Keynesianism and monetarism are just two forms of interventionism.
Indeed. I’ve only recently grasped the significance of differentiating these two.
I used to be bugged by Krugman’s arguments that abandoning Friedman is evidence that conservatives are going to a lunatic fringe. For example:
The truth is, as you say, both are forms of interventionism.
what is the difference between monetarists and Austrians? I thought they both agree that money creation = inflation? The monetarists like Keynesians want to manage the economy especially monetarists the money supply and Austrians want a free market banking system?
The difference is, in a sentence, that monetarists believe the government should manage the money supply and business cycle, and Austrians believe that the government should do no such thing.
Many Keynesians are, in fact, monetarists, although some subscribe to MMT which is a stronger form of monetarism.
Another way to break it down is monetarists believe that monetary policy is the answer to economic shocks, ie money printing. Keynesians believe that fiscal policy is the answer to economic shocks, ie government spending. The latter of course relies on the former. Monetarists would say the central bank should print money and give it to the banks to distribute (private sector). Keynesians would say the central bank should print money and give it to the government to distribute (public sector).
The Austrian approach would not have a central bank printing at all. Instead, failures would fail, and success would succeed. The result of the success would be the accumulation of capital that could be deployed into the economy toward other successful endeavors which would in turn grow the economy. I’m basically repeating Aziz’s article now. But it bears repeating since no one reading this has ever lived under any system other than a central bank centrally managing the economy. Austrian economics is other-worldly to most at this point.
By the way Doug, hat tip to you: the Larry White audio you sent me inspired me to look into this and to understand what really happened in 07/29.
Not many people have actually read Schwartz/Friedman (I wonder if Krugman really has?) because they are very specific — using specific comparisons — that the Fed tightening in 29 caused the depression, next to 07 when J.P. Morgan expanding prevented a depression.

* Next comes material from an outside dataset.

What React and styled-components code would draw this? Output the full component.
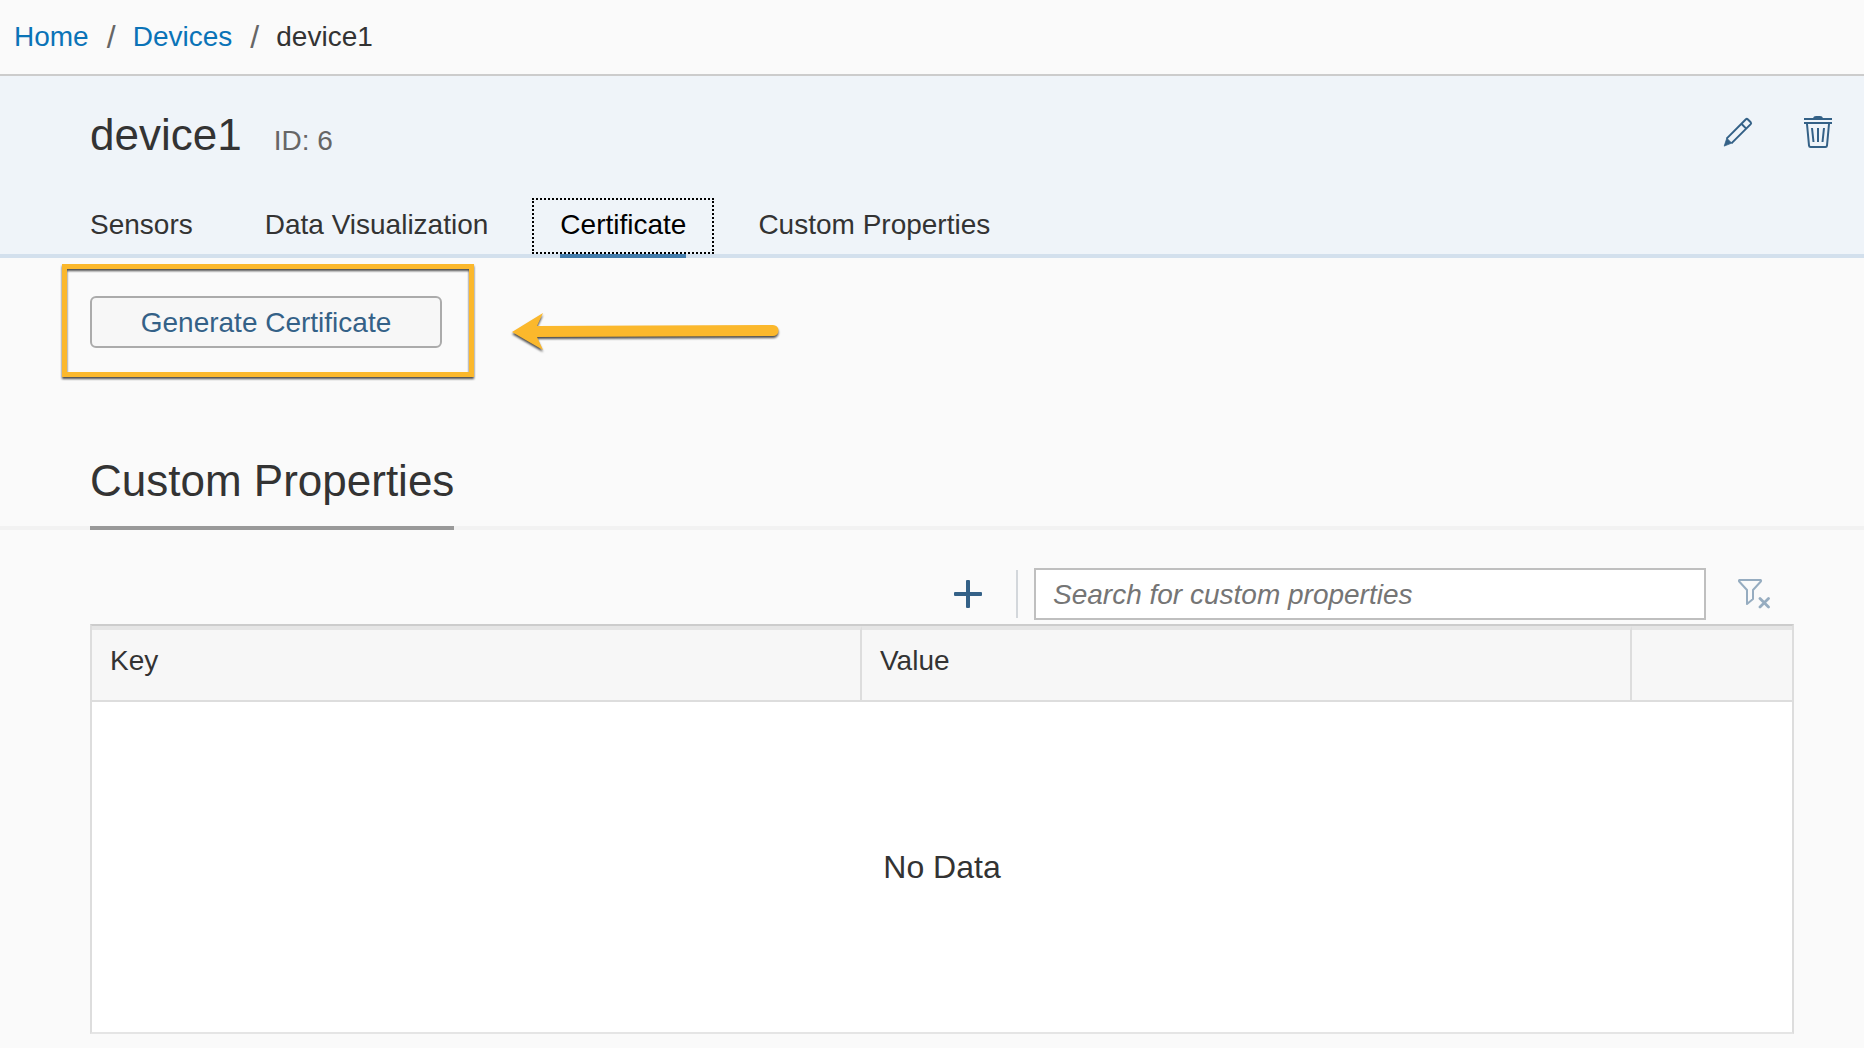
import React from "react";
import styled, { createGlobalStyle } from "styled-components";

const GlobalStyle = createGlobalStyle`
  *, *::before, *::after { box-sizing: border-box; }
  body {
    margin: 0;
    background: #fafafa;
    color: #333;
    font-family: "Liberation Sans", Arial, Helvetica, sans-serif;
    font-size: 28px;
    line-height: 32px;
  }
`;

const Breadcrumbs = styled.nav`
  border-bottom: 2px solid #ccc;
  padding: 21px 14px;
`;

const CrumbList = styled.ol`
  display: flex;
  align-items: center;
  margin: 0;
  padding: 0;
  list-style: none;
`;

const Crumb = styled.li`
  display: flex;
  align-items: center;

  & + &::before {
    content: "/";
    width: 8px;
    margin: 0 18px;
    color: #666;
    font-size: 32px;
  }
`;

const CrumbLink = styled.a`
  color: #0a73b7;
  text-decoration: none;
`;

const Header = styled.header`
  background: #eff4f9;
  border-bottom: 4px solid #d3e0ed;
`;

const TitleBar = styled.div`
  display: flex;
  align-items: center;
  justify-content: space-between;
  padding: 31px 32px 23px 90px;
`;

const TitleGroup = styled.div`
  display: flex;
  align-items: baseline;
  gap: 32px;
`;

const Title = styled.h1`
  margin: 0;
  font-size: 44px;
  font-weight: 400;
  line-height: 56px;
`;

const DeviceId = styled.span`
  color: #666;
`;

const Actions = styled.div`
  display: flex;
  align-items: center;
  gap: 51px;
  padding-bottom: 6px;
`;

const IconButton = styled.button`
  display: flex;
  padding: 0;
  border: 0;
  background: none;
  color: #346187;
  cursor: pointer;

  &:disabled {
    opacity: 0.5;
    cursor: default;
  }
`;

const Tabs = styled.div`
  display: flex;
  gap: 16px;
  padding: 12px 62px 0;
`;

const Tab = styled.button`
  position: relative;
  height: 56px;
  padding: 0 26px 2px;
  border: 2px dotted ${(p) => (p.$selected ? "#000" : "transparent")};
  background: none;
  color: ${(p) => (p.$selected ? "#000" : "#333")};
  font: inherit;
  cursor: pointer;

  &::after {
    content: "";
    display: ${(p) => (p.$selected ? "block" : "none")};
    position: absolute;
    left: 26px;
    right: 26px;
    bottom: -6px;
    height: 4px;
    background: #427cac;
  }
`;

const CertificatePanel = styled.section`
  padding: 38px 90px 94px;
`;

const Callout = styled.div`
  position: relative;
  width: fit-content;
`;

const GenerateButton = styled.button`
  display: block;
  width: 352px;
  height: 52px;
  padding: 2px 0 0;
  border: 2px solid #ababab;
  border-radius: 6px;
  background: #f7f7f7;
  color: #346187;
  font: inherit;
  cursor: pointer;
`;

const Highlight = styled.div`
  position: absolute;
  inset: -32px -32px -29px -28px;
  border: 5px solid #fbb82c;
  filter: drop-shadow(0 2px 1px rgba(0, 0, 0, 0.7));
  pointer-events: none;
`;

const Arrow = styled.svg`
  position: absolute;
  left: 422px;
  top: 17px;
  overflow: visible;
  filter: drop-shadow(0 2px 1px rgba(0, 0, 0, 0.7));
`;

const SectionHeading = styled.div`
  padding: 0 90px;
  box-shadow: inset 0 -4px #f2f2f2;
`;

const SectionTitle = styled.h2`
  width: fit-content;
  margin: 0;
  padding: 13px 0 19px;
  border-bottom: 4px solid #999;
  font-size: 44px;
  font-weight: 400;
  line-height: 52px;
`;

const PropertiesPanel = styled.section`
  padding: 38px 70px 14px 90px;
`;

const Toolbar = styled.div`
  display: flex;
  align-items: center;
  justify-content: flex-end;
  padding: 0 24px 4px 0;
`;

const Separator = styled.span`
  width: 2px;
  height: 48px;
  margin: 0 16px 0 34px;
  background: #d3d7db;
`;

const SearchInput = styled.input`
  flex: 0 1 672px;
  min-width: 0;
  height: 52px;
  margin-right: 32px;
  padding: 2px 17px 0;
  border: 2px solid #bfbfbf;
  border-radius: 0;
  background: #fff;
  color: #333;
  font: inherit;

  &::placeholder {
    color: #757575;
    font-style: italic;
    opacity: 1;
  }
`;

const Table = styled.table`
  width: 100%;
  table-layout: fixed;
  border: 2px solid #ddd;
  border-top-color: #ccc;
  border-bottom-color: #e5e5e5;
  border-collapse: separate;
  border-spacing: 0;
`;

const HeadCell = styled.th`
  width: ${(p) => p.$width || "auto"};
  height: 76px;
  padding: 15px 18px;
  border-top: 4px solid #e5e5e5;
  border-right: ${(p) => (p.$last ? "0" : "2px solid #ddd")};
  border-bottom: 2px solid #ddd;
  background: #f7f7f7;
  font-weight: 400;
  text-align: left;
  vertical-align: top;
`;

const EmptyCell = styled.td`
  height: 330px;
  padding: 0;
  background: #fff;
  font-size: 32px;
  text-align: center;
`;

const TABS = ["Sensors", "Data Visualization", "Certificate", "Custom Properties"];

function PencilIcon() {
  return (
    <svg width="30" height="30" viewBox="0 0 30 30" fill="none" aria-hidden="true">
      <path d="M3.6 21.6 22.9 2.3q.9-.8 1.8 0l3 3q.8.9 0 1.8L8.4 26.4" stroke="currentColor" strokeWidth="2" />
      <path d="m18.4 6.8 4.8 4.8" stroke="currentColor" strokeWidth="2" />
      <path d="m3.8 21.2 4.9 4.9-7.5 3Z" fill="currentColor" stroke="currentColor" strokeWidth=".8" strokeLinejoin="round" />
    </svg>
  );
}

function TrashIcon() {
  return (
    <svg width="28" height="32" viewBox="0 0 28 32" fill="none" stroke="currentColor" strokeWidth="2" aria-hidden="true">
      <path d="M9 2.3Q9.5 0 12 0h4q2.500 0 3 2.300Z" fill="currentColor" stroke="none" />
      <path d="M0 3h28M0 7h28" />
      <path d="m3 8 2 21.500q.2 1.500 1.500 1.500h15q1.300 0 1.500-1.500L25 8" />
      <path d="m8 12 1.500 14M14 12v14M20 12l-1.500 14" />
    </svg>
  );
}

function PlusIcon() {
  return (
    <svg width="28" height="28" viewBox="0 0 28 28" fill="currentColor" aria-hidden="true">
      <rect x="12" width="4" height="28" rx="1" />
      <rect y="12" width="28" height="4" rx="1" />
    </svg>
  );
}

function ClearFilterIcon() {
  return (
    <svg width="32" height="30" viewBox="0 0 32 30" fill="none" stroke="currentColor" strokeWidth="2" aria-hidden="true">
      <path d="M1.500 1h21q1 .4.300 1.500L15 11v9L9 25V11L1.200 2.500Q.6 1.400 1.500 1Z" strokeLinejoin="round" />
      <path d="m22 19.500 8.500 8.500M30.500 19.500 22 28" strokeWidth="2.800" strokeLinecap="round" />
    </svg>
  );
}

export default function App() {
  return (
    <>
      <GlobalStyle />
      <Breadcrumbs aria-label="Breadcrumb">
        <CrumbList>
          <Crumb><CrumbLink href="#home">Home</CrumbLink></Crumb>
          <Crumb><CrumbLink href="#devices">Devices</CrumbLink></Crumb>
          <Crumb aria-current="page">device1</Crumb>
        </CrumbList>
      </Breadcrumbs>
      <Header>
        <TitleBar>
          <TitleGroup>
            <Title>device1</Title>
            <DeviceId>ID: 6</DeviceId>
          </TitleGroup>
          <Actions>
            <IconButton type="button" aria-label="Edit device"><PencilIcon /></IconButton>
            <IconButton type="button" aria-label="Delete device"><TrashIcon /></IconButton>
          </Actions>
        </TitleBar>
        <Tabs role="tablist">
          {TABS.map((name) => (
            <Tab key={name} type="button" role="tab" aria-selected={name === "Certificate"} $selected={name === "Certificate"}>
              {name}
            </Tab>
          ))}
        </Tabs>
      </Header>
      <main>
        <CertificatePanel>
          <Callout>
            <GenerateButton type="button">Generate Certificate</GenerateButton>
            <Highlight />
            <Arrow width="268" height="38" viewBox="0 0 268 38" fill="#fbb82c" aria-hidden="true">
              <path d="M0 19 31 0 25 13 261 12a5.500 5.500 0 0 1 0 11L25 24 31 37Z" />
            </Arrow>
          </Callout>
        </CertificatePanel>
        <SectionHeading>
          <SectionTitle>Custom Properties</SectionTitle>
        </SectionHeading>
        <PropertiesPanel>
          <Toolbar>
            <IconButton type="button" aria-label="Add custom property"><PlusIcon /></IconButton>
            <Separator />
            <SearchInput type="search" aria-label="Search for custom properties" placeholder="Search for custom properties" />
            <IconButton type="button" aria-label="Clear filter" disabled><ClearFilterIcon /></IconButton>
          </Toolbar>
          <Table>
            <thead>
              <tr>
                <HeadCell scope="col">Key</HeadCell>
                <HeadCell scope="col">Value</HeadCell>
                <HeadCell scope="col" $width="160px" $last aria-label="Actions" />
              </tr>
            </thead>
            <tbody>
              <tr>
                <EmptyCell colSpan={3}>No Data</EmptyCell>
              </tr>
            </tbody>
          </Table>
        </PropertiesPanel>
      </main>
    </>
  );
}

Most people who have read it (Bernanke, etc) have read it as that the money supply (i.e., but not necessarily the Fed) should expand during depressions, which is superficially correct, but what Friedman and Schwartz were missing is that I am not sure the Fed as a non-market participant is really in a position to say what should or shouldn’t be bought, how much to expand, when to stop, etc. The expansion/contraction should be done by the banks, with their own money (or even countries, e.g. China). If they don’t want a depression then let them fix it. Once the moral hazard of bailouts is removed, they will.
Feels like we’ve made an intellectual breakthrough.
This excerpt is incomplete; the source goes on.